**TASK REQUIREMENTS**.
Please pull out every line that includes the string "full".

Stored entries

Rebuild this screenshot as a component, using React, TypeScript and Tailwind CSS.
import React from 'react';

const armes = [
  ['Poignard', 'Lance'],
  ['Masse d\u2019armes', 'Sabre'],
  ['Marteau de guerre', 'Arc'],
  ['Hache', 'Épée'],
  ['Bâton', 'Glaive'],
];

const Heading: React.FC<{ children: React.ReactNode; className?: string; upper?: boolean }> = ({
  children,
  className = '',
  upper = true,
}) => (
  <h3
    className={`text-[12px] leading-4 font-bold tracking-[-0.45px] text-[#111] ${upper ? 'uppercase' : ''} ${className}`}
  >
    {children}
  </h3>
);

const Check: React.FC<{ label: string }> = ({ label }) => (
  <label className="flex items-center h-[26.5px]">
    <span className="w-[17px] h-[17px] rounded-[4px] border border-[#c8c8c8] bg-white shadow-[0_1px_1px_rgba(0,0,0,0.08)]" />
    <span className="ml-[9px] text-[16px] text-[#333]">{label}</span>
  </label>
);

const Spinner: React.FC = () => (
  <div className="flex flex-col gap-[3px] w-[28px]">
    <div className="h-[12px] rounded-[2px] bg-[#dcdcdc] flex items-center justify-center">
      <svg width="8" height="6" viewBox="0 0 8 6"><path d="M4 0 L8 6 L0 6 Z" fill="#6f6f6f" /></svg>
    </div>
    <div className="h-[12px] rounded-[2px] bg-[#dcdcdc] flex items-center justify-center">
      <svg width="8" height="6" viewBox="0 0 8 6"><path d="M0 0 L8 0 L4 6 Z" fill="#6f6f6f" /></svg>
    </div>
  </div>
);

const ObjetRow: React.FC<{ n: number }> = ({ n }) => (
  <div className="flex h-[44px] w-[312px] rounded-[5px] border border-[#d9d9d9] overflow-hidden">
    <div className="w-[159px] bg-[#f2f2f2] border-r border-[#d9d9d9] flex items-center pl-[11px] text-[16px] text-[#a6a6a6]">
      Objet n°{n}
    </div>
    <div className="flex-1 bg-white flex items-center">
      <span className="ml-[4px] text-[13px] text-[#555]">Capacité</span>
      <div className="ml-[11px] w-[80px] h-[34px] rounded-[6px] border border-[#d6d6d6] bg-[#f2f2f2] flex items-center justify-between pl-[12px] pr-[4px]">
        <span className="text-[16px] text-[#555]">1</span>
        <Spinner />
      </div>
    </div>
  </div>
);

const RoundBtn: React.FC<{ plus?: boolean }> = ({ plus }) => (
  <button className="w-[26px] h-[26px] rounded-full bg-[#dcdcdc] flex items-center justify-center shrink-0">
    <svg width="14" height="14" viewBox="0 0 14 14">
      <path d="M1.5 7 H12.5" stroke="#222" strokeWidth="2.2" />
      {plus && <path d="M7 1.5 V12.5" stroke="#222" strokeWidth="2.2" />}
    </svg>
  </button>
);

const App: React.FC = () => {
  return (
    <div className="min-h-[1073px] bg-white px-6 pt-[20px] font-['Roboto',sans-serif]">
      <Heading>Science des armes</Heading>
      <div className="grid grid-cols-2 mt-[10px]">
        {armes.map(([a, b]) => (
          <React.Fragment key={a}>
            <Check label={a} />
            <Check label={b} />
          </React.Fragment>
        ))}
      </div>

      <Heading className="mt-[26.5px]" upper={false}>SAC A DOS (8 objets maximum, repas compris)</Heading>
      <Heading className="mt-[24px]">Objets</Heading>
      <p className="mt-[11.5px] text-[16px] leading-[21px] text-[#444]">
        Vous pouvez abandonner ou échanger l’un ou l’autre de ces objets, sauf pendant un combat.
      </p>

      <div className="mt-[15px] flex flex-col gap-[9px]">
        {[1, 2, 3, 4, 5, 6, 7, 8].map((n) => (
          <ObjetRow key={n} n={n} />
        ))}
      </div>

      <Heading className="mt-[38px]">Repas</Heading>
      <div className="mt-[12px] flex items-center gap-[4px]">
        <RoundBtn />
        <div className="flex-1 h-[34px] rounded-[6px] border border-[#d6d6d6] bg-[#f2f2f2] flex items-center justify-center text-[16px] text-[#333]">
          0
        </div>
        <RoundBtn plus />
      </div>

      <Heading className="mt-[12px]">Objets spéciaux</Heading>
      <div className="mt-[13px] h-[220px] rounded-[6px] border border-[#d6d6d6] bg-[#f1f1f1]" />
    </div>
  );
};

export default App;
==
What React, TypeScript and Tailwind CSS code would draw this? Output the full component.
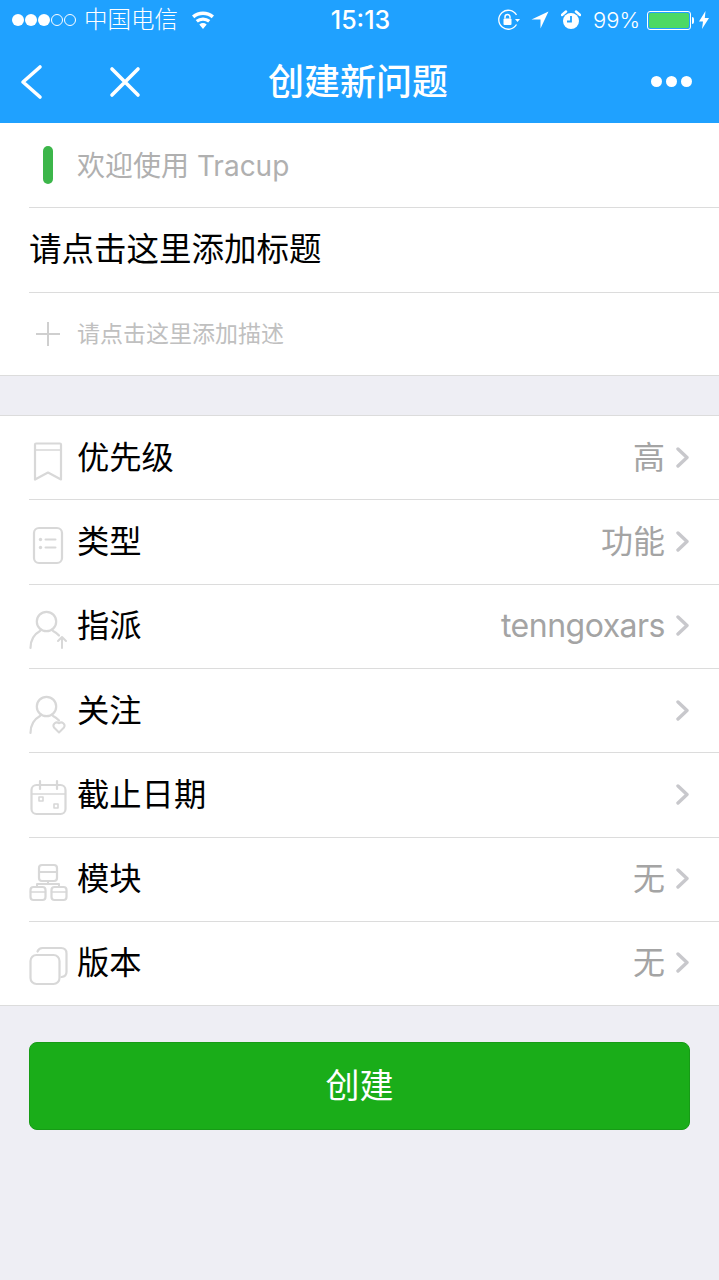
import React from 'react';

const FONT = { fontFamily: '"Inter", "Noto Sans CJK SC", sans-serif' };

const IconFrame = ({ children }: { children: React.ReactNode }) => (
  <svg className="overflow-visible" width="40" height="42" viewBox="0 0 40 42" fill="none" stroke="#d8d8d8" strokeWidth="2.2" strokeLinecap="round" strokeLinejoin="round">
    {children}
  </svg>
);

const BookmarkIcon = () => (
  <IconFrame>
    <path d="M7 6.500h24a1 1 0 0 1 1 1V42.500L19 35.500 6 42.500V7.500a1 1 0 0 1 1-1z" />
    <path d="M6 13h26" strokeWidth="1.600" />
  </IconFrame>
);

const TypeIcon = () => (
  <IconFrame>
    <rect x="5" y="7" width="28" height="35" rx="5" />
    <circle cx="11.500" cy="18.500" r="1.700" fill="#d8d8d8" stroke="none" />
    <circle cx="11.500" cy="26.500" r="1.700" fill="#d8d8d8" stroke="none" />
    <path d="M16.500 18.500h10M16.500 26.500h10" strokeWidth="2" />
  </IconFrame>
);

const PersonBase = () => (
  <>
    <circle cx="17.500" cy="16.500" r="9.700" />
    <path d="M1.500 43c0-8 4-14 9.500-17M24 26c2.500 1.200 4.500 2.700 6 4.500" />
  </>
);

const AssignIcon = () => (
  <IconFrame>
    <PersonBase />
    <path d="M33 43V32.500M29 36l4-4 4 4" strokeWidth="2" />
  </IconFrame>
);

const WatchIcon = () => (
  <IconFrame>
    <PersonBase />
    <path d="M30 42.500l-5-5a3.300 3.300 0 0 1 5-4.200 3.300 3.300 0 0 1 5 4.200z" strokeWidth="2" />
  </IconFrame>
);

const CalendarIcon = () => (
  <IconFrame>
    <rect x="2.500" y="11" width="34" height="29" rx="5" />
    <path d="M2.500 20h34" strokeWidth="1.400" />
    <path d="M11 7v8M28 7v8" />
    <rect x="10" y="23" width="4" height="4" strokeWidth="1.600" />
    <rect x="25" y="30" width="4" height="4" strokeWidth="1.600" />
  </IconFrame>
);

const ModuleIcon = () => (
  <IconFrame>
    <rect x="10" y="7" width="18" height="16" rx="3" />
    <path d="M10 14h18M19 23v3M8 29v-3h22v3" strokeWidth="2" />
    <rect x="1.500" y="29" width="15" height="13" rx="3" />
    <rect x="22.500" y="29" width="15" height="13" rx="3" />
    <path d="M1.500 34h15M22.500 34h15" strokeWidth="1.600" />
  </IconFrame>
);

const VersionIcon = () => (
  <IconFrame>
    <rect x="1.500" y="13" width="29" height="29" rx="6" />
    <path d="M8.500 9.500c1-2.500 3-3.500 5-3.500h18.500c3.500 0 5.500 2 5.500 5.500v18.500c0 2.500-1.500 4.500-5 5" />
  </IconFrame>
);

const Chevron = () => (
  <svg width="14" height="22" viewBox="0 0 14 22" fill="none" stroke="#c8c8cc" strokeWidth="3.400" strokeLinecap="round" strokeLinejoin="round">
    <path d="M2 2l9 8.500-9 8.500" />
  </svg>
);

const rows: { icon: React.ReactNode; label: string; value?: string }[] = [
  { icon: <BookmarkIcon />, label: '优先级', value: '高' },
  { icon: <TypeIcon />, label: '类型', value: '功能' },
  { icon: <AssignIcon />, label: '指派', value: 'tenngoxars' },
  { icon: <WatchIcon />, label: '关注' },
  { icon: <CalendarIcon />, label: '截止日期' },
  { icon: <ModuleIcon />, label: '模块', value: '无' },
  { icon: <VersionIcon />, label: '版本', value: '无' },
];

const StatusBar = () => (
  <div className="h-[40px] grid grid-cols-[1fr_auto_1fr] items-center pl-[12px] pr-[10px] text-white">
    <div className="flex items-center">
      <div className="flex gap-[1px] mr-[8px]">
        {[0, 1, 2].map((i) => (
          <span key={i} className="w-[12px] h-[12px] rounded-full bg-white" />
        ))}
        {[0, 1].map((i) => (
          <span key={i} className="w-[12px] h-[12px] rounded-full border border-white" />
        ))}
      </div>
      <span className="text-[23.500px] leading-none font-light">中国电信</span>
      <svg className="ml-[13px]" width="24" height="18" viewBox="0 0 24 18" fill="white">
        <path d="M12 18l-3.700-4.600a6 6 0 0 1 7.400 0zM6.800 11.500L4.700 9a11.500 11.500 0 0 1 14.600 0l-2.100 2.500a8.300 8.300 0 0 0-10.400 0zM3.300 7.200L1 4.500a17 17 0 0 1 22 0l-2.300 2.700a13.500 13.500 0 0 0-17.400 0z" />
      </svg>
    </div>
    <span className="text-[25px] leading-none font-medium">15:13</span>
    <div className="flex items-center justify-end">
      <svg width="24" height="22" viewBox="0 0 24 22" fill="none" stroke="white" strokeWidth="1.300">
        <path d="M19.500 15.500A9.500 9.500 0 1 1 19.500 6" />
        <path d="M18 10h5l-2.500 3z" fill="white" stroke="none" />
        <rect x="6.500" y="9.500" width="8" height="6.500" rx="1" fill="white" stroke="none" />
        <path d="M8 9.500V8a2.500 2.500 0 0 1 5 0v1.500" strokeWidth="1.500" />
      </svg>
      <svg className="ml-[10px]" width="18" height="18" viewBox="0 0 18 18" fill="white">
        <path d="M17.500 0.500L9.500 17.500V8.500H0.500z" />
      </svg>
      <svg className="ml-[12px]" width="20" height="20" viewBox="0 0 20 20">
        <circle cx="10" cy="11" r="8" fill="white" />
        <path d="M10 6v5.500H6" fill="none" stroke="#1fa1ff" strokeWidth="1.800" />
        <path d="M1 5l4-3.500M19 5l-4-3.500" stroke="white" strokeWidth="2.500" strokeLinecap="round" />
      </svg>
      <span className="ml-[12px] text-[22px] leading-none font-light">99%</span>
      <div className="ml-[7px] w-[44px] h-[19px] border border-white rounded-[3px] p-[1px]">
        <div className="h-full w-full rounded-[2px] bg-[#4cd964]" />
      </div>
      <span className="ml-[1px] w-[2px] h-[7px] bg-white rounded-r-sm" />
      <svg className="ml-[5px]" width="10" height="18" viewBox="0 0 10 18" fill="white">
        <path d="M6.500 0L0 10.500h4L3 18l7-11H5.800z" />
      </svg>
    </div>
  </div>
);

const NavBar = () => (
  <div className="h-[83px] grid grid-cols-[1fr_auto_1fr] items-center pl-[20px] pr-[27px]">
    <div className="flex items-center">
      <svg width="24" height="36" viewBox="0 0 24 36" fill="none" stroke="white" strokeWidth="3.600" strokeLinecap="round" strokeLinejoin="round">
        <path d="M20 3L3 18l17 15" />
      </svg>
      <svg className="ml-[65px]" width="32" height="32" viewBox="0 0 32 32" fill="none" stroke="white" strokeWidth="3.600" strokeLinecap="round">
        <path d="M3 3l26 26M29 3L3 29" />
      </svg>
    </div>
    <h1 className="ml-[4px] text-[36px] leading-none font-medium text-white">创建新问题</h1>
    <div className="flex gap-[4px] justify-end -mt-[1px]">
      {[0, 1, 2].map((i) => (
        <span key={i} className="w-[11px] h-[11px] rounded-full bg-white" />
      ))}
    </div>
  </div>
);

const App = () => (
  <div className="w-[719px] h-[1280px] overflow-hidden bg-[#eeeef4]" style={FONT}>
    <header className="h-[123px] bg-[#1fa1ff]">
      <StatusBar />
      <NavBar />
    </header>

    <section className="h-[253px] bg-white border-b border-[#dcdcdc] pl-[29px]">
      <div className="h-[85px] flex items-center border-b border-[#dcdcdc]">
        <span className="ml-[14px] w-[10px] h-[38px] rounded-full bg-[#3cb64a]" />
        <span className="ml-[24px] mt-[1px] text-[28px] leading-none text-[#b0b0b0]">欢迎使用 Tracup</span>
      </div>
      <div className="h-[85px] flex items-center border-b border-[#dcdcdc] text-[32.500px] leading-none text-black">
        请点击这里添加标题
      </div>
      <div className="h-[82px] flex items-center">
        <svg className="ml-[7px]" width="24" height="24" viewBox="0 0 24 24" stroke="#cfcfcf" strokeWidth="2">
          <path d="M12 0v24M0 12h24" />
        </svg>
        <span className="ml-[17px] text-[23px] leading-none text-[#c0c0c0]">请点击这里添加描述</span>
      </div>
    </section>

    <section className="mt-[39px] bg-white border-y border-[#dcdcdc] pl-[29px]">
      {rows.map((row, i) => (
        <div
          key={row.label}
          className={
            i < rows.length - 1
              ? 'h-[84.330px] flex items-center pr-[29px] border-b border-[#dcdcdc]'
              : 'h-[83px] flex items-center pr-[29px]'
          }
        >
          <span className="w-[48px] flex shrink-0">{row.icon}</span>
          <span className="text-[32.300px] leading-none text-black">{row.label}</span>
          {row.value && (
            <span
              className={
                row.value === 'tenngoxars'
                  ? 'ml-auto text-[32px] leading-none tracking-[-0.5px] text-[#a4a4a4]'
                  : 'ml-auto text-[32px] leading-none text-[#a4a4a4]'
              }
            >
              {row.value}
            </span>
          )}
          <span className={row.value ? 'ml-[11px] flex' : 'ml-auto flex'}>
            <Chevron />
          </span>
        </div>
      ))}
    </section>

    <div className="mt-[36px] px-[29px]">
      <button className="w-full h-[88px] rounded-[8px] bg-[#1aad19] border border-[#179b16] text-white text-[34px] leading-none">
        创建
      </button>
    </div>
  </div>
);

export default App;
...
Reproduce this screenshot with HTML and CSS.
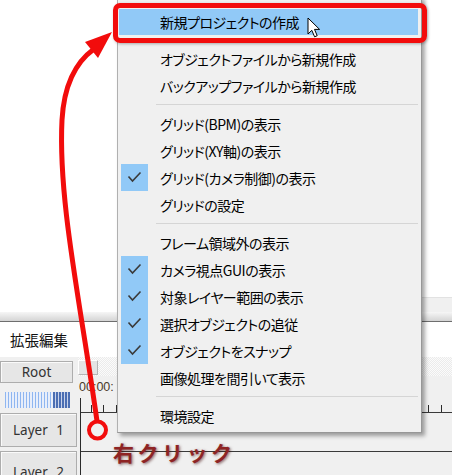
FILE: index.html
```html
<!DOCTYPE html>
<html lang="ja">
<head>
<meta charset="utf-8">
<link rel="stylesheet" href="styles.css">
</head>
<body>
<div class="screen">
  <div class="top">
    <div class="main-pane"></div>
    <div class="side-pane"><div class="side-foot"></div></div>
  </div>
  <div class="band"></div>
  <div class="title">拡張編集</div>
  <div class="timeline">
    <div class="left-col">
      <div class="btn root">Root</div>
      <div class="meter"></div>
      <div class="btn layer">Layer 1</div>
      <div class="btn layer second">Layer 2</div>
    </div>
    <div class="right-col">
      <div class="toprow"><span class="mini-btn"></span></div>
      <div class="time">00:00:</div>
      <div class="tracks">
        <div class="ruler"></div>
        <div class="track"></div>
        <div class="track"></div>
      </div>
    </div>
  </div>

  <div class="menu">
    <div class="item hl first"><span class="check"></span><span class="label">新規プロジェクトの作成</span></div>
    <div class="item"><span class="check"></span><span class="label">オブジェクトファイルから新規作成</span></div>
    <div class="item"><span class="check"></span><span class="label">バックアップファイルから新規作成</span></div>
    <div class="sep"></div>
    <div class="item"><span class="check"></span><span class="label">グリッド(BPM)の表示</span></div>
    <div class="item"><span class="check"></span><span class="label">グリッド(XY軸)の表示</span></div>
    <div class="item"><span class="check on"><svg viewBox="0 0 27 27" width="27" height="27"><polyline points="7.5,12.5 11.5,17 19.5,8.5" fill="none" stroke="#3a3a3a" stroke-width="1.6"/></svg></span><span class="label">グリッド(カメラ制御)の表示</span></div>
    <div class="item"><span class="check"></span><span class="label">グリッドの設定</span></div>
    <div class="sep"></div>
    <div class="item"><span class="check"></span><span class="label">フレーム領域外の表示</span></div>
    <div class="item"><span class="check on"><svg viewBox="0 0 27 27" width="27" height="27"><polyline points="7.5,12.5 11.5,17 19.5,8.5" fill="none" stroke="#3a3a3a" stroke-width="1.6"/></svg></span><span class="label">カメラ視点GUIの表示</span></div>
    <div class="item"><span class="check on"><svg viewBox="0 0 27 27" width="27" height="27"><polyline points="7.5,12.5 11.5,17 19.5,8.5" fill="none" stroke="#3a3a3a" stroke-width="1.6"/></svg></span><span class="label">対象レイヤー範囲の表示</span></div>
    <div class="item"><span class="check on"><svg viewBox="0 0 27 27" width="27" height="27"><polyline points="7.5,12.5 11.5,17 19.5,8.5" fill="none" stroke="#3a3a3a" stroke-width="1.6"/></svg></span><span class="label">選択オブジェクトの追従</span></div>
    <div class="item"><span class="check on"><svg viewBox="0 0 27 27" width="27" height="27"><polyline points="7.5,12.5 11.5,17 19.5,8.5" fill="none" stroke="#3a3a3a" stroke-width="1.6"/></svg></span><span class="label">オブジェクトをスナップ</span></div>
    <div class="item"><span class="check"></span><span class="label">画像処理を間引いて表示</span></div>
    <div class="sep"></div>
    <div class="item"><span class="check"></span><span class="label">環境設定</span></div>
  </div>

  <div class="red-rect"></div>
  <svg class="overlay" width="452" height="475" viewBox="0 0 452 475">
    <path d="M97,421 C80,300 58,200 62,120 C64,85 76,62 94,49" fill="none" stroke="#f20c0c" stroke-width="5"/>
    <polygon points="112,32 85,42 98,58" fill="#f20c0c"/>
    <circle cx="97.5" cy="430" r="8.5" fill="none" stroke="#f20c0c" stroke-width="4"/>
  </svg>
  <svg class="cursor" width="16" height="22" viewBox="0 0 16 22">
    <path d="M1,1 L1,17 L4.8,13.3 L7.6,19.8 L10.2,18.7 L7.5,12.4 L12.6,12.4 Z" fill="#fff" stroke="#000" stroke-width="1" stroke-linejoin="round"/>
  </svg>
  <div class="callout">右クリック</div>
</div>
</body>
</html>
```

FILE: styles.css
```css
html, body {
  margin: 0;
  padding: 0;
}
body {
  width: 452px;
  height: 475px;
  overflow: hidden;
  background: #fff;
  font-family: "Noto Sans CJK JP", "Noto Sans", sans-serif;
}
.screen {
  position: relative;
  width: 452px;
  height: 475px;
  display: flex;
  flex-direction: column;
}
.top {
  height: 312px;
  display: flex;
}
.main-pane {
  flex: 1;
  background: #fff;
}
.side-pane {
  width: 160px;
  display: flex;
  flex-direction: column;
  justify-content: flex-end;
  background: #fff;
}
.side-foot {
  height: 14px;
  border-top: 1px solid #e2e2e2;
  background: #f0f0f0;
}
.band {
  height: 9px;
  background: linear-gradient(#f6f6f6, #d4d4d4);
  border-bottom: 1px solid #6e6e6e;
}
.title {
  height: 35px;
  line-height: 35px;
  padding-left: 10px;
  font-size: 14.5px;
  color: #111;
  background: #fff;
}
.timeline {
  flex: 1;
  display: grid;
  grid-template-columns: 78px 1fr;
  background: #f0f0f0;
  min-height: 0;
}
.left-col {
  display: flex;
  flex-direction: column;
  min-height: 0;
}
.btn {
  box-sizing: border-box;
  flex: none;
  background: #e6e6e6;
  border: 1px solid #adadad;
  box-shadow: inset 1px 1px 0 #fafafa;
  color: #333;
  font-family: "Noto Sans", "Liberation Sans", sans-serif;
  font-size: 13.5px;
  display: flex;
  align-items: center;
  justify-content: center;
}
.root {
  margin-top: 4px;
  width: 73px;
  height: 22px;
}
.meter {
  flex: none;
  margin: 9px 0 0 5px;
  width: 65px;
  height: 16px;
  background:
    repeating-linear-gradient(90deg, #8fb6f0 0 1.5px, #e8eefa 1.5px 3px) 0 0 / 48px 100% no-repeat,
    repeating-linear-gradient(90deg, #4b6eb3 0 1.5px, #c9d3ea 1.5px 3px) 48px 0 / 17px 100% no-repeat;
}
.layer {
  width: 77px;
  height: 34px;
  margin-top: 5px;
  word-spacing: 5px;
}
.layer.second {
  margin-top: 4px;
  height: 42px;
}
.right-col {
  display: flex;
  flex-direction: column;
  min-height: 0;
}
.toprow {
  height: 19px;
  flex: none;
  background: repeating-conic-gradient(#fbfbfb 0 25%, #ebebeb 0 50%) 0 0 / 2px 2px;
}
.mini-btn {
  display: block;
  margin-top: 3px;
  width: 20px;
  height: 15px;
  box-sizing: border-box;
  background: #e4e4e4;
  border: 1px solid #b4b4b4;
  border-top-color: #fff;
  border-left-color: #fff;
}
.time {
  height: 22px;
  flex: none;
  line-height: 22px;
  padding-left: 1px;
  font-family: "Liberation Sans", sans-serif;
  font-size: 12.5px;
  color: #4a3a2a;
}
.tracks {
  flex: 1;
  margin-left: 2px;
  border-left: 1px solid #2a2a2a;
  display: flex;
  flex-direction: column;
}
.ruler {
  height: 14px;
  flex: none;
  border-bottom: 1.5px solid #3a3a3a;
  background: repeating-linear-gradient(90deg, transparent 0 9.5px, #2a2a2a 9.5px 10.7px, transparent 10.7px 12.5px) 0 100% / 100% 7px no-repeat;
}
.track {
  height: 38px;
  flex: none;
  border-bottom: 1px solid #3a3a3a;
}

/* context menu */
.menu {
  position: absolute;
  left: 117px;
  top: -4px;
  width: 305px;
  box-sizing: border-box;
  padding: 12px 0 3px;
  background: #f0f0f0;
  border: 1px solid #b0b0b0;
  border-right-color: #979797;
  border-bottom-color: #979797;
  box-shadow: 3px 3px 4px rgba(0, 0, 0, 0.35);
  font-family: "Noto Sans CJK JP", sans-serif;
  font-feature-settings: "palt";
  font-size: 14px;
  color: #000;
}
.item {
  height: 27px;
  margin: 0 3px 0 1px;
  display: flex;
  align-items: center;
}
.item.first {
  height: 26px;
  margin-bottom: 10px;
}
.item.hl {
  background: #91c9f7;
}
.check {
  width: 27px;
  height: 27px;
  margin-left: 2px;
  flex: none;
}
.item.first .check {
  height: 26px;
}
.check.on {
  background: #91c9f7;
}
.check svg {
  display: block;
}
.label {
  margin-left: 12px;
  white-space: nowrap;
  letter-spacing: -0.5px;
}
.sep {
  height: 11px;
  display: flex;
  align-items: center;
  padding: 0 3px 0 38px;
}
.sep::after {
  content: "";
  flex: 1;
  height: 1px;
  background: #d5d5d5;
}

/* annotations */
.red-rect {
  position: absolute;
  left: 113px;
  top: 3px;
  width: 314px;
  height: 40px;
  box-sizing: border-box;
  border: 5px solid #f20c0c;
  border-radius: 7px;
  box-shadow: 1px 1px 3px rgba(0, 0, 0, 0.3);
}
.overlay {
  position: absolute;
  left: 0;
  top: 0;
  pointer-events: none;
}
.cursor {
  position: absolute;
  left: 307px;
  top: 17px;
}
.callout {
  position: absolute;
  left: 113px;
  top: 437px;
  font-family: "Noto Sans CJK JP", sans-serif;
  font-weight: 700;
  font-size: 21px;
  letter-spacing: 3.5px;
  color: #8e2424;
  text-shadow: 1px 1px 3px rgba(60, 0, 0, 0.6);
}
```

**FINISHED EXERCISE**.
  <button className="w-[26px] h-[26px] rounded-full bg-[#dcdcdc] flex items-center justify-center shrink-0">
What React, TypeScript and Tailwind CSS code would draw this? Output the full component.
          <span key={i} className="w-[12px] h-[12px] rounded-full bg-white" />
          <span key={i} className="w-[12px] h-[12px] rounded-full border border-white" />
        <div className="h-full w-full rounded-[2px] bg-[#4cd964]" />
        <span key={i} className="w-[11px] h-[11px] rounded-full bg-white" />
        <span className="ml-[14px] w-[10px] h-[38px] rounded-full bg-[#3cb64a]" />
      <button className="w-full h-[88px] rounded-[8px] bg-[#1aad19] border border-[#179b16] text-white text-[34px] leading-none">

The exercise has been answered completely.